IMDb and RottenTomatoes ranking movies

Overview

Welcome to the Data Analysis Capstone Project for 2023! This project focuses on web scraping data from IMDb and Rotten Tomatoes, utilizing Bokeh for interactive data visualization on a web-based platform.

Instructions:

*** Note: This project requires an internet connection.

  1. Cloned the project to your machine.

  2. Create and activate a virtual environment and install the packages listed in the requirements.txt file. (instructions for virtual environment below)

    2.1 Create virtual environment on Windows by entering

  • Windows (GitBash): python -m venv venv

  • Linux/Mac (Terminal): python3 -m venv venv

    2.2 Activate venv by entering:

  • Windows (GitBash): source venv/Scripts/activate

  • Linux/Mac (Terminal): source venv/bin/activate

    2.3 Run requirements.txt to install needed libraries:

  • Windows (GitBash): pip install -r requirements.txt

  • Linux/Mac (Terminal): pip install -r requirements.txt

    2.4 When done in venv, deactivate by entering:

  • Windows (GitBash): deactivate

  • Linux/Mac (Terminal): deactivate

  1. Run the a_movie_scraper.py script.
  2. Open your defult browser to see data visualization.
  3. Run the b_matplot_mov_df1.py script.

Running Unit Tests:

We have included three unit tests to ensure the functionality of key functions in this project. To run the unit tests, follow these steps:

  1. Make sure your virtual environment is activated (if not, refer to the Virtual Environment Instructions in the README).
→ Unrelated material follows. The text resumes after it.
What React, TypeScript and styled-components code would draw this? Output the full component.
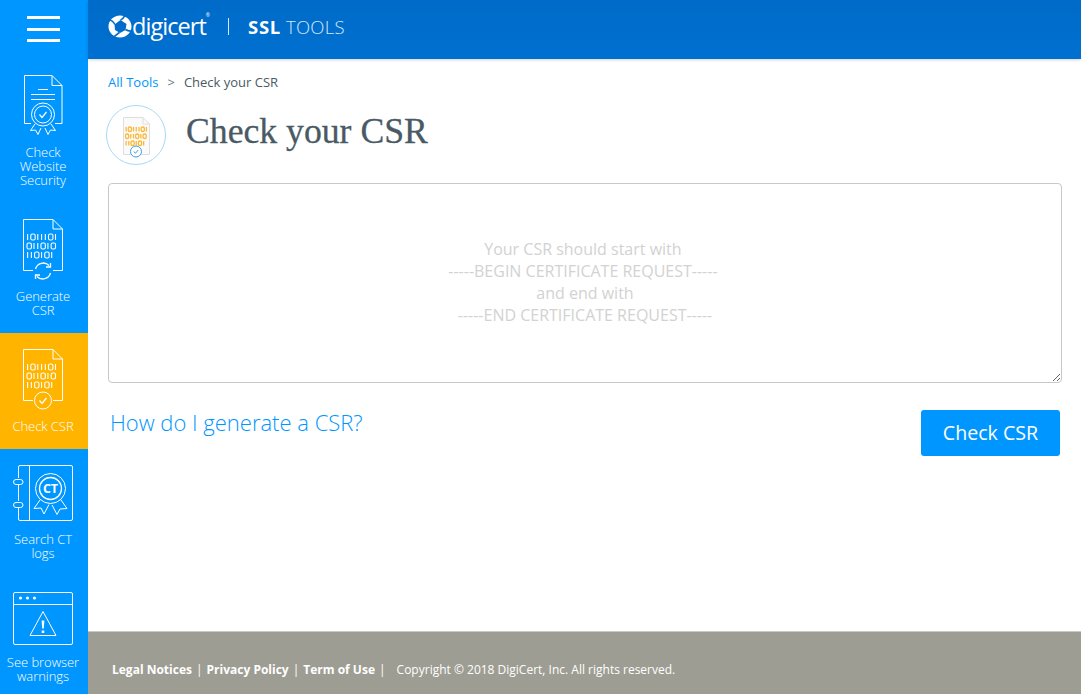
import styled, { createGlobalStyle } from 'styled-components';

const GlobalStyle = createGlobalStyle`
  html, body {
    margin: 0;
    height: 100%;
    overflow: hidden;
    background: #fff;
    font-family: 'Open Sans', 'Liberation Sans', sans-serif;
  }
  #root { height: 100%; }
`;

const Page = styled.div`
  display: grid;
  grid-template-columns: 88px 1fr;
  height: 100vh;
`;

const Sidebar = styled.nav`
  display: flex;
  flex-direction: column;
  background: #0096ff;
`;

const Burger = styled.div`
  height: 59px;
  flex: none;
  box-sizing: border-box;
  padding: 16px 28px 0 27px;
  display: flex;
  flex-direction: column;
  gap: 8.5px;
  span {
    display: block;
    height: 3px;
    background: #fff;
  }
`;

const NavItem = styled.a<{ $h: number; $active?: boolean; $top?: number }>`
  flex: none;
  height: ${(p) => p.$h}px;
  box-sizing: border-box;
  padding-top: ${(p) => p.$top ?? 16}px;
  display: flex;
  flex-direction: column;
  align-items: center;
  color: #fff;
  background: ${(p) => (p.$active ? '#ffb400' : 'transparent')};
`;

const IconSlot = styled.div<{ $h: number }>`
  height: ${(p) => p.$h}px;
  align-self: stretch;
  svg { display: block; }
`;

const NavLabel = styled.div`
  font-size: 13px;
  font-weight: 300;
  line-height: 14px;
  letter-spacing: -0.05px;
  margin: -1px 2px 0 0;
  text-align: center;
  white-space: pre-line;
`;

const Main = styled.div`
  display: flex;
  flex-direction: column;
  min-width: 0;
`;

const Header = styled.header`
  height: 59px;
  flex: none;
  box-sizing: border-box;
  background: linear-gradient(#006bc9, #0070d0);
  box-shadow: 0 1px 3px rgba(0, 0, 0, 0.18);
  display: flex;
  align-items: center;
  padding: 0 0 6px 20px;
  color: #fff;
`;

const Logo = styled.div`
  display: flex;
  align-items: center;
  width: 120px;
`;

const LogoText = styled.span`
  font-family: 'Open Sans', sans-serif;
  font-size: 23.5px;
  font-weight: 400;
  letter-spacing: -0.95px;
  margin-top: -1px;
  position: relative;
  sup {
    position: absolute;
    top: 2px;
    right: -4px;
    font-size: 5px;
    letter-spacing: 0;
  }
`;

const HeaderRule = styled.div`
  width: 1px;
  height: 17px;
  background: rgba(255, 255, 255, 0.85);
`;

const ToolsName = styled.div`
  margin-left: 19px;
  font-family: 'Open Sans', sans-serif;
  font-size: 18.5px;
  font-weight: 300;
  letter-spacing: 0.25px;
  color: #d5e8f8;
  b {
    font-weight: 700;
    color: #fff;
    letter-spacing: 0.7px;
  }
`;

const Content = styled.main`
  flex: 1;
  padding: 14px 19px 0 20px;
`;

const Breadcrumb = styled.div`
  font-size: 13px;
  line-height: 18px;
  color: #4a5a65;
  display: flex;
  a { color: #0096ff; }
  i { font-style: normal; margin: 0 9px; color: #6b7780; }
`;

const TitleRow = styled.div`
  display: flex;
  align-items: center;
  margin: 14px 0 18px -2px;
  height: 60px;
  gap: 20px;
`;

const Title = styled.h1`
  margin: -8px 0 0;
  font-family: 'Liberation Serif', serif;
  font-size: 35.7px;
  font-weight: 400;
  color: #4a5a65;
  -webkit-text-stroke: 0.3px #4a5a65;
`;

const CsrInput = styled.textarea`
  display: block;
  width: 100%;
  height: 200px;
  box-sizing: border-box;
  padding: 54px 12px 0;
  border: 1px solid #c8c8c8;
  border-radius: 4px;
  font-family: 'Open Sans', sans-serif;
  font-size: 16px;
  line-height: 22px;
  text-align: center;
  outline: none;
  &::placeholder {
    color: #d2d2d2;
    opacity: 1;
  }
`;

const Actions = styled.div`
  display: flex;
  justify-content: space-between;
  align-items: flex-start;
  margin: 27px 2px 0 2px;
`;

const HelpLink = styled.a`
  font-size: 22px;
  font-weight: 300;
  line-height: 24px;
  color: #0096ff;
`;

const CheckButton = styled.button`
  width: 139px;
  height: 46px;
  border: 0;
  border-radius: 3px;
  padding: 0 0 2px;
  background: #0096ff;
  color: #fff;
  font-family: 'Open Sans', sans-serif;
  font-size: 19.6px;
  font-weight: 400;
`;

const Footer = styled.footer`
  height: 63px;
  flex: none;
  box-sizing: border-box;
  background: #9e9d93;
  border-top: 1px solid #c9c9c3;
  padding: 29px 0 0 24px;
  display: flex;
  font-size: 12px;
  line-height: 17px;
  color: #fff;
  b { font-weight: 700; }
  i { font-style: normal; margin: 0 4px; }
`;

const Copyright = styled.span`
  margin-left: 7px;
`;

const BITS = ['1011101', '011010', '110101'];

// draws the 1s and 0s of the file icons as little bars and rings
function BitRows({ x, y, color, w = 4.4, h = 6, gap = 9, sw = 1.1 }: { x: number; y: number; color: string; w?: number; h?: number; gap?: number; sw?: number }) {
  return (
    <g stroke={color} fill="none" strokeWidth={sw}>
      {BITS.map((row, r) => {
        let cx = x;
        return row.split('').map((b, i) => {
          const zero = b === '0';
          const el = zero ? (
            <rect key={`${r}-${i}`} x={cx} y={y + r * gap} width={w} height={h} rx={1.6} />
          ) : (
            <line key={`${r}-${i}`} x1={cx + 0.6} x2={cx + 0.6} y1={y + r * gap} y2={y + r * gap + h} />
          );
          cx += zero ? w * 1.45 : w * 0.86;
          return el;
        });
      })}
    </g>
  );
}

const WebsiteIcon = () => (
  <svg width="88" height="71" viewBox="0 75 88 71" fill="none" stroke="#fff" strokeWidth="1">
    <path d="M31 123.5H24.500V75.500H52L62 85.500V123.500H55" />
    <path d="M52 75.500V85.500H62" />
    <path d="M38 89.500H48M31 94.500H55M31 99.500H55" />
    <circle cx="43" cy="114.500" r="11.500" />
    <circle cx="43" cy="114.500" r="8.500" />
    <path d="M39.500 114.500l2.500 3 4.500-5.500" strokeWidth="1.200" />
    <path d="M35 124l-4.500 6.500 5-.5 2.500 4.500 3-6.500M51 124l4.500 6.500-5-.5-2.500 4.500-3-6.500" />
  </svg>
);

const GenerateIcon = () => (
  <svg width="88" height="71" viewBox="0 219 88 71" fill="none" stroke="#fff" strokeWidth="1">
    <path d="M33 270.500H23.500V219.500H53L62.500 229V270.500H53" />
    <path d="M53 219.500V229H62.500" />
    <BitRows x={27} y={234} color="#fff" />
    <path d="M35.500 269a8 8 0 0 1 13.500-3.500" strokeWidth="1.300" />
    <path d="M50.500 273a8 8 0 0 1-13.500 3.500" strokeWidth="1.300" />
    <path d="M50.500 263v4h-4.500M35.500 279v-4h4.500" strokeWidth="1.300" />
  </svg>
);

const CheckIcon = () => (
  <svg width="88" height="71" viewBox="0 349 88 71" fill="none" stroke="#fff" strokeWidth="1">
    <path d="M33 400.500H23.500V349.500H53L62.500 359V400.500H53" />
    <path d="M53 349.500V359H62.500" />
    <BitRows x={27} y={364} color="#fff" />
    <circle cx="43" cy="400.500" r="8.500" />
    <path d="M39.500 400.500l2.500 3 4.500-5.500" strokeWidth="1.300" />
  </svg>
);

const CtIcon = () => (
  <svg width="88" height="68" viewBox="0 465 88 68" fill="none" stroke="#fff" strokeWidth="1">
    <path d="M18.500 478v-11a1.500 1.500 0 0 1 1.500-1.500h51a1.500 1.500 0 0 1 1.500 1.500v52a1.500 1.500 0 0 1-1.500 1.500H20a1.500 1.500 0 0 1-1.500-1.500v-11M18.500 485v16" />
    <path d="M29.500 465.500v55" />
    <rect x="13.500" y="479.500" width="9.500" height="5" rx="2.500" />
    <rect x="13.500" y="502.500" width="9.500" height="5" rx="2.500" />
    <circle cx="50.500" cy="488.500" r="15" />
    <circle cx="50.500" cy="488.500" r="11" strokeWidth="1.300" />
    <text x="50.500" y="493" textAnchor="middle" fill="#fff" stroke="none" fontFamily="'Open Sans', sans-serif" fontWeight="700" fontSize="12.500">CT</text>
    <path d="M40 500l-6 8.500 7-.5 3 6 5-9.500M61 500l6 8.500-7 .5-3 5.500-5-9.500" />
  </svg>
);

const WarningIcon = () => (
  <svg width="88" height="64" viewBox="0 592 88 64" fill="none" stroke="#fff" strokeWidth="1">
    <rect x="13.500" y="592.500" width="59" height="52" rx="1.500" />
    <path d="M13.500 604.500H72.500" />
    <g fill="#fff" stroke="none">
      <circle cx="20.500" cy="598" r="1.600" />
      <circle cx="27.500" cy="598" r="1.600" />
      <circle cx="34.500" cy="598" r="1.600" />
      <path d="M41.600 620.500h2.800l-.6 8h-1.600zM41.700 630.500h2.600v2.500h-2.600z" />
    </g>
    <path d="M43 611.500L56 635.500H30z" strokeLinejoin="round" />
  </svg>
);

const BrandMark = () => (
  <svg width="24" height="23" viewBox="0 0 24 23">
    <path fillRule="evenodd" fill="#fff" d="M12 0.500C18.500 .5 23.500 5.500 23.500 11.500S18.500 22.500 12 22.500 .5 17.500 .5 11.500 5.500 .5 12 .5ZM12.500 5L6.500 9.500 7 15 12 18 17.500 15 18.500 9Z" />
    <path fill="none" stroke="#006dcc" strokeWidth="1.600" d="M0 4.500C3 5 5.500 6.500 6.800 9.500M17 0.500C15.500 3 14.500 4.500 12.500 5M24 16C21 16.500 19 15.500 17.500 14.500M5 23C7 21 9.500 18.500 11.500 17.500" />
  </svg>
);

const CsrBadge = () => (
  <svg width="60" height="60" viewBox="0 0 60 60" fill="none">
    <circle cx="30" cy="30" r="29.500" stroke="#a9d8f7" />
    <path d="M17.500 12.500H37L43.500 19V49.500H17.500Z" fill="#fafafa" stroke="#dedede" />
    <path d="M37 12.500V19H43.500" stroke="#dedede" />
    <BitRows x={19.500} y={22} color="#fdb833" w={3.200} h={4.500} gap={7} sw={1.300} />
    <circle cx="30" cy="46.500" r="5.500" fill="#fff" stroke="#3f9fe0" />
    <path d="M27.800 46.500l1.600 1.800 2.800-3.300" stroke="#3f9fe0" />
  </svg>
);

const PLACEHOLDER = [
  'Your CSR should start with ',
  '-----BEGIN CERTIFICATE REQUEST----- ',
  'and end with',
  '-----END CERTIFICATE REQUEST-----',
].join('\n');

export default function App() {
  return (
    <>
      <GlobalStyle />
      <Page>
        <Sidebar>
          <Burger>
            <span />
            <span />
            <span />
          </Burger>
          <NavItem $h={144}>
            <IconSlot $h={71}>
              <WebsiteIcon />
            </IconSlot>
            <NavLabel>{'Check\nWebsite\nSecurity'}</NavLabel>
          </NavItem>
          <NavItem $h={130}>
            <IconSlot $h={71}>
              <GenerateIcon />
            </IconSlot>
            <NavLabel>{'Generate\nCSR'}</NavLabel>
          </NavItem>
          <NavItem $h={116} $active>
            <IconSlot $h={71}>
              <CheckIcon />
            </IconSlot>
            <NavLabel>Check CSR</NavLabel>
          </NavItem>
          <NavItem $h={124}>
            <IconSlot $h={68}>
              <CtIcon />
            </IconSlot>
            <NavLabel>{'Search CT\nlogs'}</NavLabel>
          </NavItem>
          <NavItem $h={121} $top={19}>
            <IconSlot $h={64}>
              <WarningIcon />
            </IconSlot>
            <NavLabel>{'See browser\nwarnings'}</NavLabel>
          </NavItem>
        </Sidebar>
        <Main>
          <Header>
            <Logo>
              <BrandMark />
              <LogoText>
                digicert<sup>®</sup>
              </LogoText>
            </Logo>
            <HeaderRule />
            <ToolsName>
              <b>SSL</b> TOOLS
            </ToolsName>
          </Header>
          <Content>
            <Breadcrumb>
              <a>All Tools</a>
              <i>&gt;</i>
              <span>Check your CSR</span>
            </Breadcrumb>
            <TitleRow>
              <CsrBadge />
              <Title>Check your CSR</Title>
            </TitleRow>
            <CsrInput placeholder={PLACEHOLDER} />
            <Actions>
              <HelpLink>How do I generate a CSR?</HelpLink>
              <CheckButton>Check CSR</CheckButton>
            </Actions>
          </Content>
          <Footer>
            <b>Legal Notices</b>
            <i>|</i>
            <b>Privacy Policy</b>
            <i>|</i>
            <b>Term of Use</b>
            <i>|</i>
            <Copyright>Copyright © 2018 DigiCert, Inc. All rights reserved.</Copyright>
          </Footer>
        </Main>
      </Page>
    </>
  );
}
  2. Navigate to the project folder in your terminal.

  3. Run the following command to execute the tests: pytest test.py

Features:

  1. Web Scraping: Scrapes data from the most popular movies pages on IMDb and Rotten Tomatoes. Extracts information such as movie titles, ratings, vote counts, and start dates
  2. Data Cleaning and Processing: Cleans the scraped data, removes duplicates, and performs some data operations. Joins the data from IMDb and Rotten Tomatoes based on movie titles using both pandas and pandasql.
  3. Data Visualization: Utilizes Bokeh to create a horizontal bar plot showcasing IMDb's most popular movies on Rotten Tomatoes. Generates a pie chart using Matplotlib and Seaborn to visualize the distribution of movie ratings.
  4. Output: Saves the scraped data and the joined dataset to CSV files. Creates HTML files containing the raw HTML content of the scraped pages for future reference.
  5. Structure: The script is structured into functions, making it modular and easy to understand. Each major step (scraping, cleaning, visualization) is encapsulated within its own function.
  6. Documentation: Includes comments to explain specific sections of the code. Prints relevant information, such as the scraped data and the result of the SQL join.
  7. Assumptions: Assumes the existence of a config module with specified path variables. Assumes the availability of HTML and CSV directories. In summary, the script automates the retrieval, cleaning, and visualization of data related to popular movies from IMDb and Rotten Tomatoes, providing insights into ratings and release dates. The final output includes both visualizations and structured datasets for further analysis.

Sources:

URL of the most popular movies page on IMDb 'https://www.imdb.com/chart/moviemeter/' Rotten Tomatoes Movies in Theaters (2023) 'https://www.rottentomatoes.com/browse/movies_in_theaters/?page=4'

Data Dictionary

scrape_most_popular_movies_IMDB Function Output (mov_df1)

  • Title: Movie title.
  • Rating: Movie rating on IMDb.
  • Vote count: Number of votes for the movie on IMDb.

scrape_most_popular_movies_rotten_tomatoes Function Output (mov_df2)

  • Title: Movie title.
  • Start Date: Release start date of the movie on Rotten Tomatoes.

join_two_df_by_SQL Function Output (merged_data)

  • Title: Movie title.
  • Rating: Movie rating on IMDb.
  • Vote count: Number of votes for the movie on IMDb.
  • Start Date: Release start date of the movie on Rotten Tomatoes.

bokeh_plot Function Input (df1)

  • Title: Movie title.
  • Rating: Movie rating on IMDb.